And Now We Have Loot Boxes

So what's the issue with those loot boxes?
I've heard many things about them. Only negative. I even heard people call it a cash grab. Are those people right? Are loot boxes evil or bad?

Well, luckily I don't believe in things being inherently bad or evil. Like.. a weapon isn't inherently bad. It may have been created with bad intentions but the weapon itself can also be used for good. That means its usage is important. Exactly just like in game design. If you create a feature and it was implemented badly, it's bad. So to fix something bad you either remove it from the game or make it good.

What's the Problem With Loot Boxes?

To figure out how to make something good you need to know what's wrong with it and to know what's wrong with it you need to know what it is. A loot box is a virtual box which contains several or a single virtual item. This item is decided by chance from a pool of items.

Now from our explanation of loot boxes we already have some aspect catching our eye. If not I made the word bold.


It's Chance.
So we have chance and money involved. By the definitions of the word gamble:
"play games of chance for money; bet."
"take risky action in the hope of a desired result."

No wonder China, Japan, Australia and the Isle of Man regulate loot boxes under the gambling law.

The Perfect Lootbox

The perfect gambling would be where the gambler and the provider - when doing infinite runs - average on no win and no loss. Why would that be perfect? In this case, no one has an advantage compared to the other it's a game of chance for both and even if the balance changes for one to gain more than the other in the end it averages out.
The same would be for loot boxes. If you pay $5 and you get rewards that average out at $5 you're happy and the provider (developer) gets the money.

Life's Not Perfect

However, doing it this way can easily result in a loss for the provider. In a classic gambling environment if the win and loss average out at $0 the provider might make no income. Well, then it's not worth doing it at all. Might as well search for a different job. Thus the odds are on the provider's side so he will win more often. But our example uses the money to gamble for money. We're gambling with money to get in-game items through loot boxes.

Loot Box Value

So then what's a loot box worth? That depends on what you get from it. The pool of items you have a chance of getting from the lootbox is calculated into it.
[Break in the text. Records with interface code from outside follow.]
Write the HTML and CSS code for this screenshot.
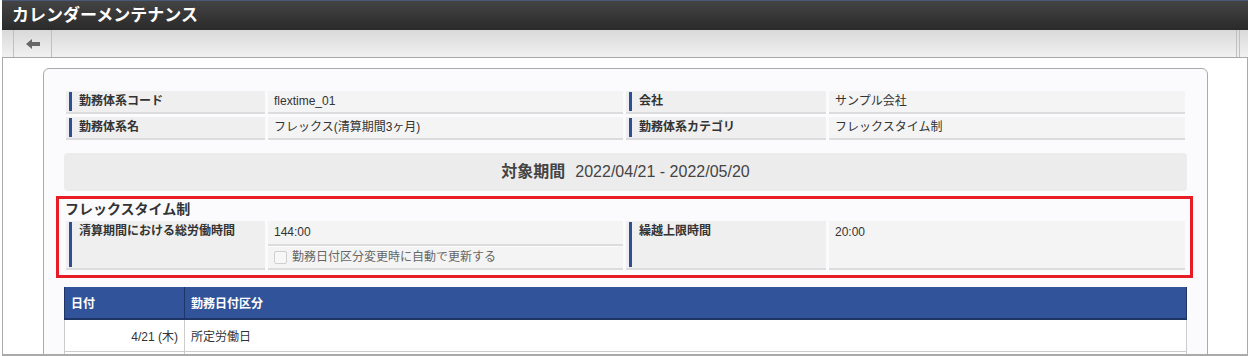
FILE: index.html
```html
<!DOCTYPE html>
<html lang="ja">
  <head>
    <meta charset="UTF-8" />
    <title>カレンダーメンテナンス</title>
    <link rel="stylesheet" href="styles.css">
  </head>
  <body>
    <div class="app">
      <div class="titlebar">カレンダーメンテナンス</div>
      <div class="toolbar">
        <div class="toolbar-button">
          <svg width="14" height="10" viewBox="0 0 14 10">
            <path d="M0 5 L6 0 V3 H14 V7 H6 V10 Z" fill="#666" />
          </svg>
        </div>
        <div class="toolbar-end"></div>
      </div>

      <div class="main">
        <div class="card">
          <div class="info-grid">
            <div class="label"><span>勤務体系コード</span></div>
            <div class="value">flextime_01</div>
            <div class="label"><span>会社</span></div>
            <div class="value">サンプル会社</div>

            <div class="label"><span>勤務体系名</span></div>
            <div class="value">フレックス(清算期間3ヶ月)</div>
            <div class="label"><span>勤務体系カテゴリ</span></div>
            <div class="value">フレックスタイム制</div>
          </div>

          <div class="period"><strong>対象期間</strong>2022/04/21 - 2022/05/20</div>

          <div class="flex-section">
            <h2 class="section-title">フレックスタイム制</h2>
            <div class="info-grid">
              <div class="label"><span>清算期間における総労働時間</span></div>
              <div class="value-stack">
                <div class="value value-top">144:00</div>
                <div class="value value-muted"><span class="checkbox"></span>勤務日付区分変更時に自動で更新する</div>
              </div>
              <div class="label"><span>繰越上限時間</span></div>
              <div class="value value-top">20:00</div>
            </div>
          </div>

          <table class="calendar">
            <tr>
              <th class="col-date">日付</th>
              <th>勤務日付区分</th>
            </tr>
            <tr>
              <td class="col-date">4/21 (木)</td>
              <td>所定労働日</td>
            </tr>
            <tr>
              <td class="col-date"></td>
              <td></td>
            </tr>
          </table>
        </div>
      </div>
    </div>
  </body>
</html>
```

FILE: styles.css
```css
* {
  margin: 0;
  padding: 0;
  box-sizing: border-box;
}

body {
  font-family: "Liberation Sans", "Noto Sans CJK JP", sans-serif;
  color: #333;
  background: #fff;
}

.app {
  width: 1246px;
  margin-left: 2px;
}

.titlebar {
  height: 30px;
  border-top: 1px solid #4a5878;
  background: linear-gradient(#444, #2a2a2a);
  color: #fff;
  font-size: 17px;
  font-weight: bold;
  line-height: 29px;
  padding-left: 10px;
}

.toolbar {
  height: 28px;
  display: flex;
  background: linear-gradient(#d9d9d9, #f1f1f1);
  border-bottom: 1px solid #a8a8a8;
}

.toolbar-button {
  width: 39px;
  margin-left: 11px;
  border-left: 1px solid #c0c0c0;
  border-right: 1px solid #c0c0c0;
  display: flex;
  align-items: center;
  justify-content: center;
}

.toolbar-end {
  margin-left: auto;
  margin-right: 8px;
  width: 4px;
  border-left: 1px solid #c0c0c0;
  border-right: 1px solid #c0c0c0;
}

.main {
  height: 298px;
  overflow: hidden;
  padding: 10px 0 0 40px;
  border-left: 1px solid #aaa;
  border-right: 1px solid #aaa;
  border-bottom: 2px solid #aaa;
}

.card {
  width: 1165px;
  padding: 22px 20px 0 20px;
  border: 1px solid #aaa;
  border-radius: 6px;
  background: #fbfbfe;
  min-height: 320px;
}

.info-grid {
  display: grid;
  grid-template-columns: 199px 355px 200px 356px;
  gap: 3px;
  padding: 0 2px;
  font-size: 12px;
}

.label {
  display: flex;
  padding: 1px 0 1px 3px;
  background: #efefef;
  border-bottom: 2px solid #dcdcdc;
  font-weight: bold;
}

.label span {
  flex: 1;
  border-left: 3px solid #2f4f93;
  padding-left: 7px;
  line-height: 19px;
}

.value {
  padding: 0 6px;
  line-height: 21px;
  background: #f4f4f4;
  border-bottom: 2px solid #dcdcdc;
}

.value-top {
  line-height: 23px;
}

.value-stack {
  display: flex;
  flex-direction: column;
  gap: 1px;
}

.value-muted {
  color: #666;
  display: flex;
  align-items: center;
}

.checkbox {
  width: 13px;
  height: 13px;
  margin-right: 5px;
  border: 1px solid #cfcfcf;
  border-radius: 2px;
  background: #f7f7f7;
}

.period {
  margin-top: 13px;
  height: 38px;
  line-height: 38px;
  text-align: center;
  background: #ececec;
  border-radius: 4px;
  font-size: 16px;
  color: #444;
}

.period strong {
  margin-right: 10px;
}

.flex-section {
  margin: 5px -6px 0 -8px;
  border: 3px solid #e81c24;
  padding: 0 3px 5px 5px;
}

.section-title {
  font-size: 14px;
  line-height: 20px;
  margin-bottom: 2px;
  padding-left: 1px;
  color: #333;
}

.calendar {
  margin-top: 9px;
  width: 100%;
  border-collapse: collapse;
  font-size: 12px;
  background: #fff;
}

.calendar th {
  height: 32px;
  padding: 0 6px;
  text-align: left;
  color: #fff;
  background: #30539a;
  border-left: 1px solid #1f3566;
  border-right: 1px solid #1f3566;
  border-bottom: 2px solid #1f3566;
}

.calendar td {
  height: 32px;
  padding: 0 6px;
  border: 1px solid #ccc;
}

.calendar .col-date {
  width: 120px;
}

.calendar td.col-date {
  text-align: right;
}
```
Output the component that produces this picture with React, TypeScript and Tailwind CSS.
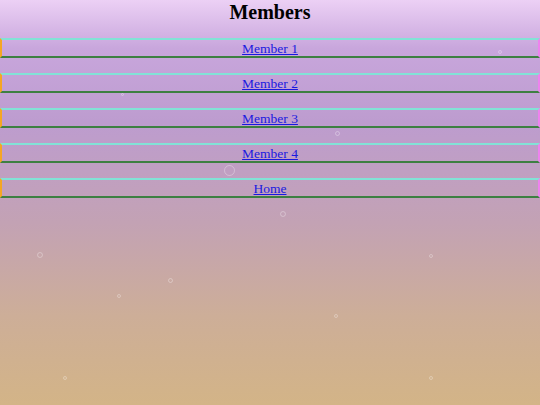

How? Well let's say we have a loot box that has
  • 5 items that are worth $1
  • 3 items that are worth $3
  • 2 items that are worth $5
  • 1 item that is worth $10
Additionally, the chance to get each item is equal: 1/10 for each.

We can calculate the value we expect to get from the loot box each time we buy it by multiplying the value of each item with the chance of it dropping.

expected value = 5 * ($1 * 1/10) + 3 * ($3 * 1/10) + 2 * ($5 * 1/10) + 1 * ($10 * 1/10)

expected value = $3.4

What does that mean? On average you will gain this value on your account.

Problem With Lootbox Systems

Good to know! Unfortunately, this is not so easy. If we have a loot box that contains unlockables, how would you handle this? 

To explain the problem here:
If you've unlocked something on your account and you get the same thing from the lootbox again it's useless to you. If it was $5 before after unlocking it is $0. That means the expected value changes:

expected value = 5 * ($1 * 1/10) + 3 * ($3 * 1/10) + 1 * ($5 * 1/10) + 1 * ($0 * 1/10) + 1 * ($10 * 1/10)

expected value = $2.9

The worth of the lootbox dropped! That's a bad thing if players figure it out. So how do you solve this? Of course, you could say "hey let's just use the average expected value". You could do that, however, this means the first loot boxes are sold cheaper than they're worth!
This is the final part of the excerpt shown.